• **COLLECTED MATERIAL**
--*--

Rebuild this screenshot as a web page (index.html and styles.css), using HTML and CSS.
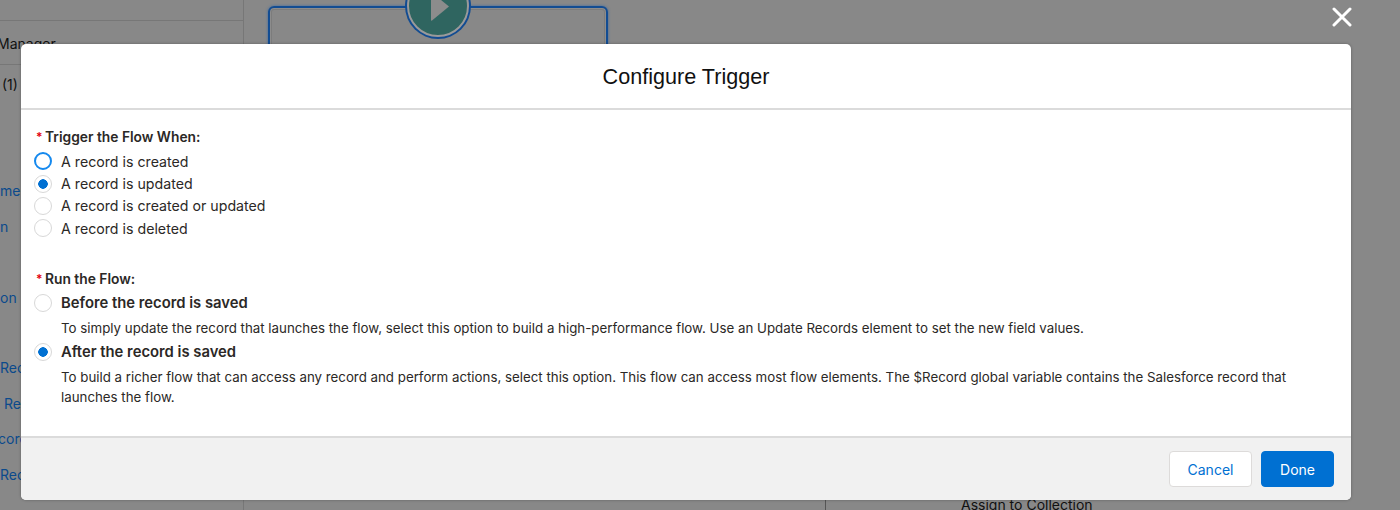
FILE: index.html
```html
<!DOCTYPE html>
<html lang="en">

<head>
  <meta charset="UTF-8">
  <meta name="viewport" content="width=device-width, initial-scale=1.0">
  <title>Configure Trigger</title>
  <link rel="stylesheet" href="styles.css">
</head>

<body>
  <div id="backdrop">
    <div id="sidebar">
      <div class="side-row side-manager"><span>Manager</span></div>
      <div class="side-row side-count">(1)</div>
      <a class="side-link first">men</a>
      <a class="side-link">n</a>
      <a class="side-link group-on">on</a>
      <a class="side-link group-rec">Rec</a>
      <a class="side-link indent">Re</a>
      <a class="side-link outdent">cord</a>
      <a class="side-link">Rec</a>
    </div>
    <div id="canvas">
      <div class="start-box"></div>
      <div class="start-node">
        <svg width="18" height="29" viewBox="0 0 18 29"><path d="M0 1 Q0 0 1 0.6 L18 14.5 L1 28.4 Q0 29 0 28 Z" fill="#8c8c8c" /></svg>
      </div>
    </div>
    <div id="panel">
      <div class="panel-item">Assign to Collection</div>
    </div>
  </div>

  <button id="close" aria-label="Close">
    <svg width="20" height="20" viewBox="0 0 20 20"><path d="M2 2 L18 18 M18 2 L2 18" stroke="#fff" stroke-width="3" stroke-linecap="round" /></svg>
  </button>

  <div id="modal">
    <div class="modal-head">Configure Trigger</div>

    <form class="modal-body">
      <div class="field-label"><span class="req">*</span>Trigger the Flow When:</div>
      <label class="radio-row"><input type="radio" name="when" class="focused" />A record is created</label>
      <label class="radio-row"><input type="radio" name="when" checked />A record is updated</label>
      <label class="radio-row"><input type="radio" name="when" />A record is created or updated</label>
      <label class="radio-row"><input type="radio" name="when" />A record is deleted</label>

      <div class="field-label run-label"><span class="req">*</span>Run the Flow:</div>
      <label class="radio-row big"><input type="radio" name="run" />Before the record is saved</label>
      <p class="hint">To simply update the record that launches the flow, select this option to build a high-performance flow. Use an Update Records element to set the new field values.</p>
      <label class="radio-row big"><input type="radio" name="run" checked />After the record is saved</label>
      <p class="hint">To build a richer flow that can access any record and perform actions, select this option. This flow can access most flow elements. The $Record global variable contains the Salesforce record that launches the flow.</p>
    </form>

    <div class="modal-foot">
      <button class="btn">Cancel</button>
      <button class="btn primary">Done</button>
    </div>
  </div>
</body>

</html>
```

FILE: styles.css
```css
html, body {
  margin: 0;
  height: 100%;
  overflow: hidden;
}
body {
  background-color: #888;
  font-family: "Inter", "Liberation Sans", sans-serif;
  font-size: 14px;
  color: #2b2826;
}
#backdrop {
  display: flex;
  height: 510px;
  overflow: hidden;
}
#sidebar {
  width: 243px;
  flex-shrink: 0;
  border-right: 1px solid #777;
  overflow: hidden;
}
.side-row {
  color: #111;
  border-bottom: 1px solid #777;
}
.side-manager {
  margin-top: 20px;
  height: 43px;
  line-height: 46px;
  border-top: 1px solid #777;
}
.side-manager span {
  display: block;
  margin-left: -3px;
}
.side-count {
  border-bottom: 0;
  height: 40px;
  line-height: 40px;
  padding-left: 2px;
}
.side-link {
  display: block;
  height: 35.5px;
  line-height: 35.5px;
  color: #0b4a8c;
}
.side-link.first { margin-top: 68.25px; }
.side-link.group-on { margin-top: 36px; }
.side-link.group-rec { margin-top: 34.5px; }
.side-link.indent { padding-left: 4px; }
.side-link.outdent { margin-left: -2px; }
#canvas {
  position: relative;
  width: 581px;
  flex-shrink: 0;
}
.start-box {
  position: absolute;
  left: 24px;
  top: 6px;
  width: 336px;
  height: 200px;
  border: 2px solid #124c92;
  border-radius: 6px;
  box-shadow: inset 0 0 0 1px #8c8c8c, inset 0 0 0 2px #7c7c7c, 0 0 3px #3a6aa5;
}
.start-node {
  position: absolute;
  left: 163px;
  top: -25px;
  width: 58px;
  height: 58px;
  border: 2px solid #9a9a9a;
  border-radius: 50%;
  background-color: #2f6560;
  box-shadow: 0 0 0 2px #124c92;
  display: flex;
  align-items: center;
  justify-content: center;
}
.start-node svg {
  margin-left: 3px;
}
#panel {
  flex-grow: 1;
  display: flex;
  flex-direction: column;
  justify-content: flex-end;
}
.panel-item {
  border-left: 1px solid #555;
  padding: 60px 0 0 135px;
  margin-bottom: -3px;
  line-height: 16px;
  color: #111;
}
#close {
  position: absolute;
  left: 1332px;
  top: 7px;
  padding: 0;
  border: 0;
  background: none;
  line-height: 0;
}
#modal {
  position: absolute;
  left: 21px;
  top: 44px;
  width: 1330px;
  height: 456px;
  display: flex;
  flex-direction: column;
  background-color: white;
  border-radius: 5px;
  overflow: hidden;
  box-shadow: 0 0 3px rgba(0, 0, 0, 0.3);
}
.modal-head {
  height: 64px;
  line-height: 66px;
  flex-shrink: 0;
  border-bottom: 2px solid #dbdbdb;
  text-align: center;
  font-family: "Liberation Sans", sans-serif;
  font-size: 21.6px;
  color: #111;
}
.modal-body {
  flex-grow: 1;
  padding: 17px 16px 0;
}
.field-label {
  display: flex;
  line-height: 20px;
  font-weight: 600;
  font-size: 13.8px;
  margin-bottom: 3px;
}
.req {
  width: 8px;
  margin-left: -1px;
  margin-right: 1px;
  font-size: 12px;
  color: #e3000f;
}
.run-label {
  margin-top: 29.4px;
  margin-bottom: 2px;
}
.radio-row {
  display: flex;
  align-items: center;
  height: 22.4px;
  margin-left: -3px;
  font-size: 14.2px;
}
.radio-row input {
  appearance: none;
  width: 18px;
  height: 18px;
  margin: 0 9px 0 0;
  flex-shrink: 0;
  border: 1px solid #d8d8d8;
  border-radius: 50%;
  background-color: white;
}
.radio-row input:checked {
  background: radial-gradient(circle, #0070d2 0 4.5px, white 5px);
}
.radio-row input.focused {
  border: 2px solid #1589ee;
}
.radio-row.big {
  height: 24px;
  font-size: 14.8px;
  font-weight: 600;
}
.hint {
  margin: 3px 0 2px 24px;
  line-height: 20px;
  font-size: 13.3px;
}
.modal-foot {
  height: 64px;
  flex-shrink: 0;
  border-top: 2px solid #dbdbdb;
  background-color: #f1f1f1;
  display: flex;
  justify-content: flex-end;
  align-items: center;
  gap: 9px;
  padding-right: 17px;
  box-sizing: border-box;
}
.btn {
  height: 36px;
  width: 83px;
  border: 1px solid #dddbda;
  border-radius: 4px;
  background-color: white;
  color: #0070d2;
  font-family: inherit;
  font-size: 14px;
}
.btn.primary {
  width: 73px;
  border-color: #0070d2;
  background-color: #0070d2;
  color: white;
}
```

--*--

• **WHAT TO PRODUCE**
Reproduce every line precisely as given, omitting all pictures.

• **RESULT FOR THIS TASK**
Rebuild this screenshot as a web page (index.html and styles.css), using HTML and CSS.
FILE: index.html
```html
<!DOCTYPE html>
<html lang="en">

<head>
  <meta charset="UTF-8">
  <meta name="viewport" content="width=device-width, initial-scale=1.0">
  <title>Configure Trigger</title>
  <link rel="stylesheet" href="styles.css">
</head>

<body>
  <div id="backdrop">
    <div id="sidebar">
      <div class="side-row side-manager"><span>Manager</span></div>
      <div class="side-row side-count">(1)</div>
      <a class="side-link first">men</a>
      <a class="side-link">n</a>
      <a class="side-link group-on">on</a>
      <a class="side-link group-rec">Rec</a>
      <a class="side-link indent">Re</a>
      <a class="side-link outdent">cord</a>
      <a class="side-link">Rec</a>
    </div>
    <div id="canvas">
      <div class="start-box"></div>
      <div class="start-node">
        <svg width="18" height="29" viewBox="0 0 18 29"><path d="M0 1 Q0 0 1 0.6 L18 14.5 L1 28.4 Q0 29 0 28 Z" fill="#8c8c8c" /></svg>
      </div>
    </div>
    <div id="panel">
      <div class="panel-item">Assign to Collection</div>
    </div>
  </div>

  <button id="close" aria-label="Close">
    <svg width="20" height="20" viewBox="0 0 20 20"><path d="M2 2 L18 18 M18 2 L2 18" stroke="#fff" stroke-width="3" stroke-linecap="round" /></svg>
  </button>

  <div id="modal">
    <div class="modal-head">Configure Trigger</div>

    <form class="modal-body">
      <div class="field-label"><span class="req">*</span>Trigger the Flow When:</div>
      <label class="radio-row"><input type="radio" name="when" class="focused" />A record is created</label>
      <label class="radio-row"><input type="radio" name="when" checked />A record is updated</label>
      <label class="radio-row"><input type="radio" name="when" />A record is created or updated</label>
      <label class="radio-row"><input type="radio" name="when" />A record is deleted</label>

      <div class="field-label run-label"><span class="req">*</span>Run the Flow:</div>
      <label class="radio-row big"><input type="radio" name="run" />Before the record is saved</label>
      <p class="hint">To simply update the record that launches the flow, select this option to build a high-performance flow. Use an Update Records element to set the new field values.</p>
      <label class="radio-row big"><input type="radio" name="run" checked />After the record is saved</label>
      <p class="hint">To build a richer flow that can access any record and perform actions, select this option. This flow can access most flow elements. The $Record global variable contains the Salesforce record that launches the flow.</p>
    </form>

    <div class="modal-foot">
      <button class="btn">Cancel</button>
      <button class="btn primary">Done</button>
    </div>
  </div>
</body>

</html>
```

FILE: styles.css
```css
html, body {
  margin: 0;
  height: 100%;
  overflow: hidden;
}
body {
  background-color: #888;
  font-family: "Inter", "Liberation Sans", sans-serif;
  font-size: 14px;
  color: #2b2826;
}
#backdrop {
  display: flex;
  height: 510px;
  overflow: hidden;
}
#sidebar {
  width: 243px;
  flex-shrink: 0;
  border-right: 1px solid #777;
  overflow: hidden;
}
.side-row {
  color: #111;
  border-bottom: 1px solid #777;
}
.side-manager {
  margin-top: 20px;
  height: 43px;
  line-height: 46px;
  border-top: 1px solid #777;
}
.side-manager span {
  display: block;
  margin-left: -3px;
}
.side-count {
  border-bottom: 0;
  height: 40px;
  line-height: 40px;
  padding-left: 2px;
}
.side-link {
  display: block;
  height: 35.5px;
  line-height: 35.5px;
  color: #0b4a8c;
}
.side-link.first { margin-top: 68.25px; }
.side-link.group-on { margin-top: 36px; }
.side-link.group-rec { margin-top: 34.5px; }
.side-link.indent { padding-left: 4px; }
.side-link.outdent { margin-left: -2px; }
#canvas {
  position: relative;
  width: 581px;
  flex-shrink: 0;
}
.start-box {
  position: absolute;
  left: 24px;
  top: 6px;
  width: 336px;
  height: 200px;
  border: 2px solid #124c92;
  border-radius: 6px;
  box-shadow: inset 0 0 0 1px #8c8c8c, inset 0 0 0 2px #7c7c7c, 0 0 3px #3a6aa5;
}
.start-node {
  position: absolute;
  left: 163px;
  top: -25px;
  width: 58px;
  height: 58px;
  border: 2px solid #9a9a9a;
  border-radius: 50%;
  background-color: #2f6560;
  box-shadow: 0 0 0 2px #124c92;
  display: flex;
  align-items: center;
  justify-content: center;
}
.start-node svg {
  margin-left: 3px;
}
#panel {
  flex-grow: 1;
  display: flex;
  flex-direction: column;
  justify-content: flex-end;
}
.panel-item {
  border-left: 1px solid #555;
  padding: 60px 0 0 135px;
  margin-bottom: -3px;
  line-height: 16px;
  color: #111;
}
#close {
  position: absolute;
  left: 1332px;
  top: 7px;
  padding: 0;
  border: 0;
  background: none;
  line-height: 0;
}
#modal {
  position: absolute;
  left: 21px;
  top: 44px;
  width: 1330px;
  height: 456px;
  display: flex;
  flex-direction: column;
  background-color: white;
  border-radius: 5px;
  overflow: hidden;
  box-shadow: 0 0 3px rgba(0, 0, 0, 0.3);
}
.modal-head {
  height: 64px;
  line-height: 66px;
  flex-shrink: 0;
  border-bottom: 2px solid #dbdbdb;
  text-align: center;
  font-family: "Liberation Sans", sans-serif;
  font-size: 21.6px;
  color: #111;
}
.modal-body {
  flex-grow: 1;
  padding: 17px 16px 0;
}
.field-label {
  display: flex;
  line-height: 20px;
  font-weight: 600;
  font-size: 13.8px;
  margin-bottom: 3px;
}
.req {
  width: 8px;
  margin-left: -1px;
  margin-right: 1px;
  font-size: 12px;
  color: #e3000f;
}
.run-label {
  margin-top: 29.4px;
  margin-bottom: 2px;
}
.radio-row {
  display: flex;
  align-items: center;
  height: 22.4px;
  margin-left: -3px;
  font-size: 14.2px;
}
.radio-row input {
  appearance: none;
  width: 18px;
  height: 18px;
  margin: 0 9px 0 0;
  flex-shrink: 0;
  border: 1px solid #d8d8d8;
  border-radius: 50%;
  background-color: white;
}
.radio-row input:checked {
  background: radial-gradient(circle, #0070d2 0 4.5px, white 5px);
}
.radio-row input.focused {
  border: 2px solid #1589ee;
}
.radio-row.big {
  height: 24px;
  font-size: 14.8px;
  font-weight: 600;
}
.hint {
  margin: 3px 0 2px 24px;
  line-height: 20px;
  font-size: 13.3px;
}
.modal-foot {
  height: 64px;
  flex-shrink: 0;
  border-top: 2px solid #dbdbdb;
  background-color: #f1f1f1;
  display: flex;
  justify-content: flex-end;
  align-items: center;
  gap: 9px;
  padding-right: 17px;
  box-sizing: border-box;
}
.btn {
  height: 36px;
  width: 83px;
  border: 1px solid #dddbda;
  border-radius: 4px;
  background-color: white;
  color: #0070d2;
  font-family: inherit;
  font-size: 14px;
}
.btn.primary {
  width: 73px;
  border-color: #0070d2;
  background-color: #0070d2;
  color: white;
}
```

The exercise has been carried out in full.